Want more sharp takes on politics? Sign up for our free newsletter, Standing Room Only, written by Amanda Marcotte, now also a weekly show on YouTube or wherever you get your podcasts.
With the notable exception of the Supreme Court, federal and state courts remain among the few institutions actively attempting to fulfill their constitutional duties. On Saturday, a federal judge ordered the release of a five-year-old child and his father from federal immigration custody. Images of the child, Liam Conejo Ramos, wearing a Spider-Man backpack as he was taken by deportation officers in Minneapolis last month, sparked national outrage.
In his scathing opinion ordering Ramos’ release, Judge Fred Biery of the Federal District Court for the Western District of Texas blasted the Trump administration while invoking the image of the rising authoritarian tide, equating the courts’ increasingly Herculean efforts to slow it as “a judicial finger in the dam.”
Like other autocrats and aspiring dictators, Trump’s escalating behavior reflects not absolute strength and power but a deep-seated fear that he may instead lose it. This makes the president and the MAGA movement all more dangerous.
Historian Ruth Ben-Ghiat, a noted expert on authoritarianism, explained that he “appears to be testing the depths of the hole into which he can throw himself — and drag America with him… I have seen this brand of strongman megalomania and the adverse effects it can ultimately have on leaders and their governments.”
Like other authoritarian projects, Trumpism is a force not for democratic renewal, but for destruction. As Ben-Ghiat pointed out, “Autocratic backfire can end in a leader’s ouster and a nation’s collective ruin, as it did in Fascist Italy; in a leader clinging to power over a weakened state, as is happening with Putin’s Russia; or in popular resistance and mass mobilizations that help restore democracy in the end — which could yet be the fate of the United States.”

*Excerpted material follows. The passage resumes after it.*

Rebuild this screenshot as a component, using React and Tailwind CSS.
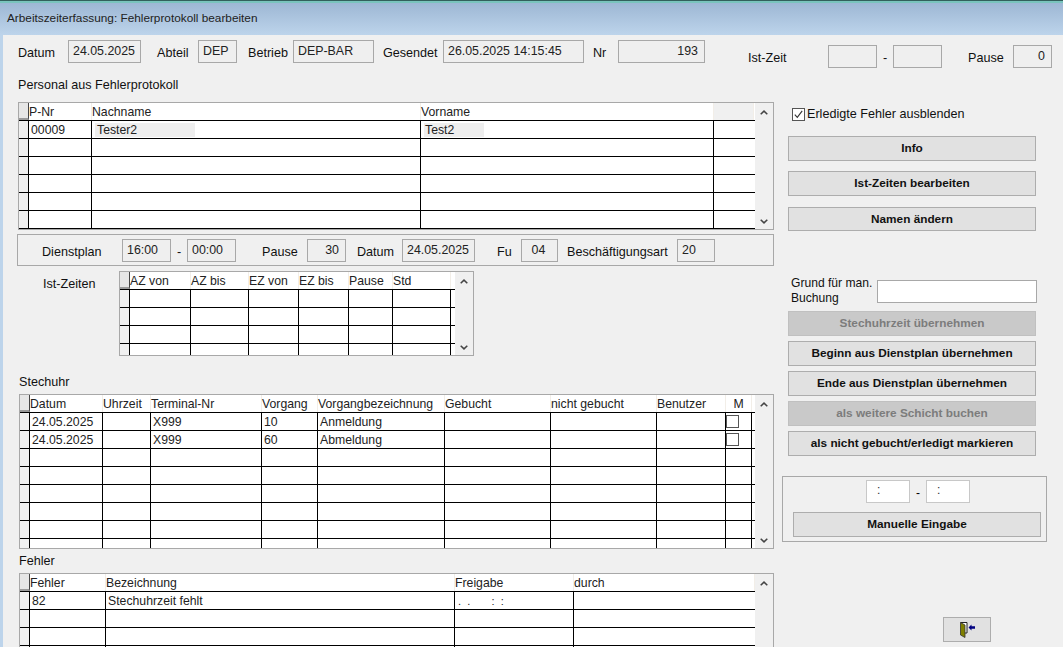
import React from "react";

const Label = ({ className = "", children }) => (
  <div className={"text-[12.6px] leading-[14px] text-[#111] whitespace-nowrap " + className}>{children}</div>
);

const Field = ({ className = "", children }) => (
  <div className={"h-[23px] shrink-0 border border-[#a8a8a8] bg-[#efefef] text-[12.4px] leading-[20px] text-[#222] pl-[4px] pr-[6px] whitespace-nowrap " + className}>{children}</div>
);

const Up = () => (
  <svg width="8" height="5" viewBox="0 0 8 5" fill="none" stroke="#444" strokeWidth="1.5"><path d="M0.7 4.3 4 1.1 7.3 4.3" /></svg>
);
const Down = () => (
  <svg width="8" height="5" viewBox="0 0 8 5" fill="none" stroke="#444" strokeWidth="1.5"><path d="M0.7 0.7 4 3.9 7.3 0.7" /></svg>
);

function Grid({ className, cols, rows, partial, headFill, partialClass }) {
  return (
    <div className={"flex border border-[#a8a8a8] bg-white overflow-hidden shrink-0 " + className}>
      <div className="flex-1 min-w-0 flex flex-col">
        <div className="flex h-[18px] shrink-0 border-b border-black text-[12.25px] leading-[19px] text-[#222]">
          <div className="w-[10px] shrink-0 bg-[#e6e6e6] border-r border-r-[#444] border-b-2 border-b-[#999]" />
          {cols.map((c, i) => (
            <div key={i} className={"shrink-0 whitespace-nowrap border-r border-r-[#f2eee8] " + c.w + " " + (c.head || "")}>{c.label}</div>
          ))}
          <div className={"flex-1 " + (headFill || "")} />
        </div>
        {rows.map((row, r) => (
          <div key={r} className="flex h-[18px] shrink-0 border-b border-black text-[12.25px] leading-[19px] text-[#222]">
            <div className="w-[10px] shrink-0 bg-[#f0f0f0] border-r border-black" />
            {cols.map((c, i) => (
              <div key={i} className={"shrink-0 whitespace-nowrap overflow-hidden " + c.w + " " + (c.open ? "" : "border-r border-black")}>
                {row[i]}
              </div>
            ))}
            <div className="flex-1" />
          </div>
        ))}
        {partial && (
          <div className={"flex shrink-0 " + partialClass}>
            <div className="w-[10px] shrink-0 bg-[#f0f0f0] border-r border-black" />
            {cols.map((c, i) => (
              <div key={i} className={"shrink-0 " + c.w + " " + (c.open ? "" : "border-r border-black")} />
            ))}
          </div>
        )}
      </div>
      <div className="w-[18px] shrink-0 bg-[#f0f0f0] flex flex-col items-center justify-between pt-[7px] pb-[5px]">
        <Up />
        <Down />
      </div>
    </div>
  );
}

const T = ({ className = "pl-[2px]", children }) => <div className={className}>{children}</div>;

const Btn = ({ className = "", disabled, children }) => (
  <div className={
    "flex items-center justify-center border pt-px text-[11.8px] font-bold whitespace-nowrap shrink-0 " +
    (disabled ? "bg-[#c9c9c9] border-[#c0c0c0] text-[#7c7c7c] " : "bg-[#e1e1e1] border-[#adadad] text-[#111] ") + className
  }>{children}</div>
);

const Check = () => (
  <div className="mt-[2px] w-[13px] h-[13px] border border-[#555] bg-white" />
);

export default function App() {
  return (
    <div className="w-[1063px] h-[647px] overflow-hidden bg-[#f0f0f0] flex flex-col font-['Liberation_Sans',Arial,sans-serif]">
      <div className="h-[35px] shrink-0 flex flex-col">
        <div className="h-[1px] bg-[#33605c]" />
        <div className="h-[2px] bg-[#79c4bd]" />
        <div className="flex-1 bg-gradient-to-b from-[#9db7d4] to-[#bdd4eb] pl-[7px] pt-[8px] text-[11.8px] leading-[14px] text-[#222]">
          Arbeitszeiterfassung: Fehlerprotokoll bearbeiten
        </div>
      </div>

      <div className="flex-1 min-h-0 flex">
        <div className="w-[3px] shrink-0 bg-[#bdd4eb]" />
        <div className="flex-1 min-w-0 flex flex-col">
          {/* Kopfzeile */}
          <div className="flex items-start h-[43px] shrink-0 pt-[5px] pl-[15px]">
            <Label className="w-[50px] pt-[6px]">Datum</Label>
            <Field className="w-[73px]">24.05.2025</Field>
            <Label className="w-[41px] ml-[16px] pt-[6px]">Abteil</Label>
            <Field className="w-[39px]">DEP</Field>
            <Label className="w-[45px] ml-[11px] pt-[6px]">Betrieb</Label>
            <Field className="w-[81px]">DEP-BAR</Field>
            <Label className="w-[60px] ml-[9px] pt-[6px]">Gesendet</Label>
            <Field className="w-[141px]">26.05.2025 14:15:45</Field>
            <Label className="w-[25px] ml-[9px] pt-[6px]">Nr</Label>
            <Field className="w-[87px] text-right">193</Field>
            <div className="flex items-start mt-[5px]">
              <Label className="w-[80px] ml-[43px] pt-[6px]">Ist-Zeit</Label>
              <Field className="w-[49px]" />
              <Label className="w-[16px] pt-[6px] text-center">-</Label>
              <Field className="w-[49px]" />
              <Label className="w-[45px] ml-[26px] pt-[6px]">Pause</Label>
              <Field className="w-[39px] text-right">0</Field>
            </div>
          </div>

          <div className="flex-1 min-h-0 flex">
            {/* Linke Spalte */}
            <div className="w-[772px] shrink-0 pl-[15px] flex flex-col">
              <Label className="h-[14px] text-[12.5px]">Personal aus Fehlerprotokoll</Label>
              <Grid
                className="mt-[10px] w-[756px] h-[128px]"
                cols={[
                  { w: "w-[63px]", label: "P-Nr" },
                  { w: "w-[329px]", label: "Nachname" },
                  { w: "w-[293px]", label: "Vorname" },
                  { w: "w-[40px]", head: "bg-[#f0f0f0]", label: "", open: true },
                ]}
                rows={[
                  [
                    <T>00009</T>,
                    <div className="ml-[3px] mt-[2px] w-[100px] h-[14px] leading-[14px] bg-[#eeeeee] pl-[2px]">Tester2</div>,
                    <div className="ml-[3px] mt-[2px] w-[60px] h-[14px] leading-[14px] bg-[#eeeeee] pl-[1px]">Test2</div>,
                    "",
                  ],
                  [], [], [], [], [],
                ]}
              />

              <div className="mt-[4px] -ml-px w-[757px] h-[32px] shrink-0 border border-[#a8a8a8] flex items-start pt-[4px] pl-[24px]">
                <Label className="w-[80px] pt-[6px]">Dienstplan</Label>
                <Field className="w-[49px]">16:00</Field>
                <Label className="w-[16px] pt-[6px] text-center">-</Label>
                <Field className="w-[49px]">00:00</Field>
                <Label className="w-[45px] ml-[26px] pt-[6px]">Pause</Label>
                <Field className="w-[39px] text-right">30</Field>
                <Label className="w-[45px] ml-[11px] pt-[6px]">Datum</Label>
                <Field className="w-[73px]">24.05.2025</Field>
                <Label className="w-[24px] ml-[22px] pt-[6px]">Fu</Label>
                <Field className="w-[37px] text-center">04</Field>
                <Label className="w-[110px] ml-[9px] pt-[6px]">Beschäftigungsart</Label>
                <Field className="w-[38px]">20</Field>
              </div>

              <div className="mt-[5px] flex items-start shrink-0">
                <Label className="w-[101px] pl-[25px] pt-[6px]">Ist-Zeiten</Label>
                <Grid
                  className="w-[355px] h-[85px]"
                  partial
                  partialClass="h-[12px]"
                  cols={[
                    { w: "w-[61px]", label: "AZ von" },
                    { w: "w-[58px]", label: "AZ bis" },
                    { w: "w-[50px]", label: "EZ von" },
                    { w: "w-[50px]", label: "EZ bis" },
                    { w: "w-[44px]", label: "Pause" },
                    { w: "w-[58px]", label: "Std" },
                  ]}
                  rows={[[], [], []]}
                />
              </div>

              <Label className="mt-[19px] ml-[1px] h-[14px]">Stechuhr</Label>
              <Grid
                className="mt-[5px] ml-[1px] w-[755px] h-[155px]"
                partial
                partialClass="h-[9px]"
                cols={[
                  { w: "w-[73px]", label: "Datum" },
                  { w: "w-[48px]", label: "Uhrzeit" },
                  { w: "w-[111px]", label: "Terminal-Nr" },
                  { w: "w-[56px]", label: "Vorgang" },
                  { w: "w-[127px]", label: "Vorgangbezeichnung" },
                  { w: "w-[106px]", label: "Gebucht" },
                  { w: "w-[106px]", label: "nicht gebucht" },
                  { w: "w-[69px]", label: "Benutzer" },
                  { w: "w-[26px]", label: "M", head: "text-center" },
                ]}
                rows={[
                  [<T>24.05.2025</T>, "", <T>X999</T>, <T>10</T>, <T>Anmeldung</T>, "", "", "", <Check />],
                  [<T>24.05.2025</T>, "", <T>X999</T>, <T>60</T>, <T>Abmeldung</T>, "", "", "", <Check />],
                  [], [], [], [], [],
                ]}
              />

              <Label className="mt-[5px] ml-[1px] h-[14px]">Fehler</Label>
              <Grid
                className="mt-[5px] ml-[1px] w-[755px] h-[90px]"
                cols={[
                  { w: "w-[76px]", label: "Fehler" },
                  { w: "w-[349px]", label: "Bezeichnung" },
                  { w: "w-[119px]", label: "Freigabe" },
                  { w: "w-[181px]", label: "durch", open: true },
                ]}
                rows={[
                  [<T>82</T>, <T>Stechuhrzeit fehlt</T>, <T className="pl-[3px] text-[11px] whitespace-pre">{".  .       :  :"}</T>, ""],
                  [], [], [],
                ]}
              />
            </div>

            {/* Rechte Spalte */}
            <div className="flex-1 min-w-0 pl-[13px] flex flex-col">
              <div className="mt-[29px] ml-[4px] h-[14px] flex items-center shrink-0">
                <div className="w-[13px] h-[13px] border border-[#555] bg-white flex items-center justify-center">
                  <svg width="11" height="11" viewBox="0 0 11 11" fill="none" stroke="#333" strokeWidth="1.1"><path d="M1.8 5.6 4.3 8.4 9.2 1.8" /></svg>
                </div>
                <Label className="ml-[2px]">Erledigte Fehler ausblenden</Label>
              </div>
              <Btn className="h-[25px] mt-[15px] w-[248px]">Info</Btn>
              <Btn className="h-[25px] mt-[10px] w-[248px]">Ist-Zeiten bearbeiten</Btn>
              <Btn className="h-[24px] mt-[11px] w-[248px]">Namen ändern</Btn>

              <div className="mt-[45px] flex items-start h-[28px] shrink-0">
                <Label className="w-[86px] ml-[3px] !text-[12.1px] leading-[15px]">Grund für man.<br />Buchung</Label>
                <div className="w-[160px] h-[23px] mt-[4px] border border-[#a8a8a8] bg-white" />
              </div>

              <Btn disabled className="h-[25px] mt-[7px] w-[248px]">Stechuhrzeit übernehmen</Btn>
              <Btn className="h-[25px] mt-[5px] w-[248px]">Beginn aus Dienstplan übernehmen</Btn>
              <Btn className="h-[25px] mt-[5px] w-[248px]">Ende aus Dienstplan übernehmen</Btn>
              <Btn disabled className="h-[25px] mt-[5px] w-[248px]">als weitere Schicht buchen</Btn>
              <Btn className="h-[25px] mt-[5px] w-[248px]">als nicht gebucht/erledigt markieren</Btn>

              <div className="mt-[20px] -ml-[6px] w-[265px] h-[66px] shrink-0 border border-[#a8a8a8] flex flex-col items-start">
                <div className="mt-[3px] ml-[83px] flex items-center">
                  <div className="w-[44px] h-[23px] bg-white border border-[#c8c8c8] text-[12px] leading-[19px] pl-[10px] text-[#333]">:</div>
                  <div className="w-[16px] text-center text-[12px] leading-[14px] pt-[3px]">-</div>
                  <div className="w-[44px] h-[23px] bg-white border border-[#c8c8c8] text-[12px] leading-[19px] pl-[10px] text-[#333]">:</div>
                </div>
                <Btn className="h-[25px] mt-[9px] ml-[10px] w-[248px]">Manuelle Eingabe</Btn>
              </div>

              <div className="mt-[75px] ml-[155px] w-[48px] h-[25px] shrink-0 bg-[#e1e1e1] border border-[#adadad] flex items-center justify-center">
                <svg width="16" height="16" viewBox="0 0 16 16">
                  <path d="M1.5 0.5H8V11H6" fill="#fff" stroke="#222" strokeWidth="1" />
                  <path d="M1.5 0.5 6 3V15.5L1.5 13Z" fill="#808000" stroke="#333" strokeWidth="0.8" />
                  <path d="M9.5 5.5 12.5 2.5V4.3H16V6.7H12.5V8.5Z" fill="#000080" />
                </svg>
              </div>
            </div>
          </div>
        </div>
      </div>
    </div>
  );
}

Behind all the recent wish-casting among commentators and the American people is a profound positivity and normalcy bias. Matters are very dire and they desperately want them to get better. Compounding these challenges, as a people, Americans have very short memories — and even less patience.
Trump, his MAGA Republicans and their allies control every organ of state power, and they will continue to use it to their own corrupt ends.
In most serious political fights or other types of battle, the other side usually gets a say in the outcome. Pro-democracy Americans are being reminded of that reality as their hopes for a cowed Trump and an easy victory dissolve.